### What to produce
Write the entries out again exactly as they stand, but without the pictures.

**** Exercise material ****

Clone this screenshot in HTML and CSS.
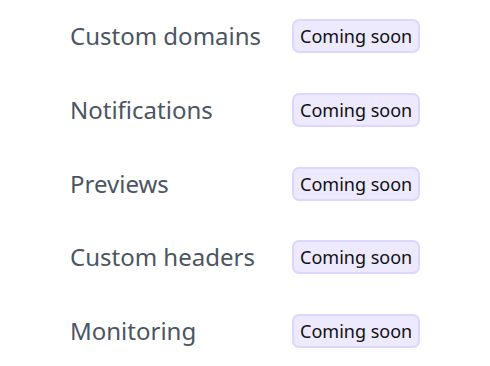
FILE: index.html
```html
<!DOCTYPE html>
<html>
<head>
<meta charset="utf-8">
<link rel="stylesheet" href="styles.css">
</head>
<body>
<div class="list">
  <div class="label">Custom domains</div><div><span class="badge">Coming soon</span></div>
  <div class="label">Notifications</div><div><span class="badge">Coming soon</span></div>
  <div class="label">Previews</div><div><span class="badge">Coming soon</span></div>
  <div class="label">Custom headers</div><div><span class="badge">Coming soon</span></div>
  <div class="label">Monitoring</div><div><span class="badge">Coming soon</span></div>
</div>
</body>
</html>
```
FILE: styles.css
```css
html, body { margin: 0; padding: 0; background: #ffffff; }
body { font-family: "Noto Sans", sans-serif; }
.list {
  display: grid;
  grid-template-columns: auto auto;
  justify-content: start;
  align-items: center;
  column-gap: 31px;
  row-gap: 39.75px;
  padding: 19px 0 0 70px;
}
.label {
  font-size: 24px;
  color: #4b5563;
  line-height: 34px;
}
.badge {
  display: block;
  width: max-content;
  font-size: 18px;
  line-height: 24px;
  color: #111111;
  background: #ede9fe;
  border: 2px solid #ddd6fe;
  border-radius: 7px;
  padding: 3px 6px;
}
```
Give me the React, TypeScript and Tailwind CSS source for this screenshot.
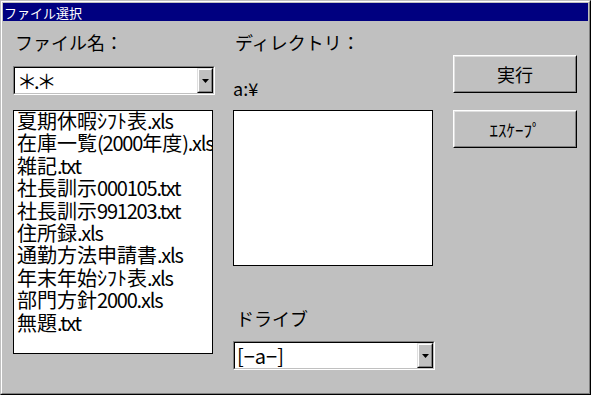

****

### Solution
Clone this screenshot in HTML and CSS.
FILE: index.html
```html
<!DOCTYPE html>
<html>
<head>
<meta charset="utf-8">
<link rel="stylesheet" href="styles.css">
</head>
<body>
<div class="list">
  <div class="label">Custom domains</div><div><span class="badge">Coming soon</span></div>
  <div class="label">Notifications</div><div><span class="badge">Coming soon</span></div>
  <div class="label">Previews</div><div><span class="badge">Coming soon</span></div>
  <div class="label">Custom headers</div><div><span class="badge">Coming soon</span></div>
  <div class="label">Monitoring</div><div><span class="badge">Coming soon</span></div>
</div>
</body>
</html>
```
FILE: styles.css
```css
html, body { margin: 0; padding: 0; background: #ffffff; }
body { font-family: "Noto Sans", sans-serif; }
.list {
  display: grid;
  grid-template-columns: auto auto;
  justify-content: start;
  align-items: center;
  column-gap: 31px;
  row-gap: 39.75px;
  padding: 19px 0 0 70px;
}
.label {
  font-size: 24px;
  color: #4b5563;
  line-height: 34px;
}
.badge {
  display: block;
  width: max-content;
  font-size: 18px;
  line-height: 24px;
  color: #111111;
  background: #ede9fe;
  border: 2px solid #ddd6fe;
  border-radius: 7px;
  padding: 3px 6px;
}
```
Give me the React, TypeScript and Tailwind CSS source for this screenshot.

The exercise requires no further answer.